The volume of scientific articles has increased so dramatically in the past decade; it is impossible for a researcher or student to digest all the new information available in the scientific repository. Various online academic service providers have allowed users to access papers through their search engines, such as Google Scholar, ACM Digital Library, ScienceDirect, IEEE Xplore, and Semantic Scholar, where users can input queries to search for relevant articles in their database. Paper recommender systems can complement the search engine, and the possible recommendation scenarios can be grouped into three categories based on the recommendation timing, i.e., before, during, or after a search session (Li et al., 2019). In particular, citation recommendation is provided during a search session, in which related paper recommendations can be displayed beside the content that the user is currently browsing. While citation recommendation falls into one of the scenarios of paper recommendation, there are fundamental differences between citation and paper recommendation. Paper recommendation focuses on providing users with articles that are worthwhile to read and examine in the context of a research topic. Furthermore, a paper recommender system gives personalized article recommendations based on modeling the user’s profile from their behavior history, e.g., clicked/bookmarked/written documents. However, citation recommendation refers to the task of recommending appropriate citations for a text passage within a document (Färber & Jatowt, 2020). While there are some published surveys on paper recommendation (Beel et al., 2016; Bai et al., 2019), the present survey focuses on citation recommendation.

The traditional process of finding relevant citations requires much tedious and manual work. A researcher needs to record a document collection on their own, and the chance of identifying papers for citing depends on whether the researcher already knows the candidates. Another option for acquiring citation candidates is to rely on a bibliographic database, such as Google Scholar, or domain-specific platforms such as DBLP in computer science or PubMed in biomedical and the life sciences domain. However, finding the appropriate query keywords to search for cited papers is skillful work and requires considerable time and effort (Färber & Jatowt, 2020). The motivation for citation recommendation is to provide an efficient method for the citation process. The user provides the written text to the recommender system, and then the system presents a snippet with citations. For instance, given the citation context “FM has a uniform weight in feature interactions; the researchers introduce attention mechanism to enable features that contribute differently for link prediction” within a document, the citation recommendation system might produce two citations as follows: “FM (Rendle, 2010) has a uniform weight in feature interactions; the researchers introduce attention mechanism (Vaswani et al., 2017) to enable features that contribute differently for link prediction.”, where the two corresponding references are added respectively to (1) a publication introducing Factorization Machine (FM) which is a popular technique in modeling feature interaction, and (2) a publication backing up the statement that the proposed method introduces an augmented component for the task of link prediction.

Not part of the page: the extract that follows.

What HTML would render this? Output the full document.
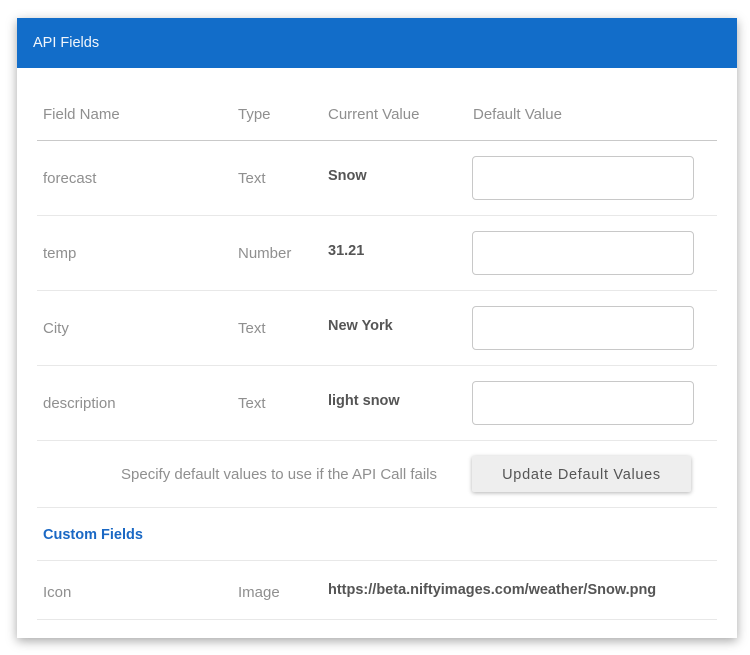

Two user groups can benefit from a citation recommender system, as shown in the following examples:

  • Expert Group: An experienced researcher familiar with their research field is going to conduct a survey on a research project related to AI education systems. Citation recommendation can be beneficial, as such a user might not be familiar with publications about educational psychology.

  • Non-expert Group: Newcomers, such as early-stage master’s students and Ph.D. students, might get frustrated when facing the tremendous amount of research publications, and they are unaware of most of the relevant literature in their research areas. Citation recommender systems help those novice researchers to find cite-worthy publications to write their research proposals.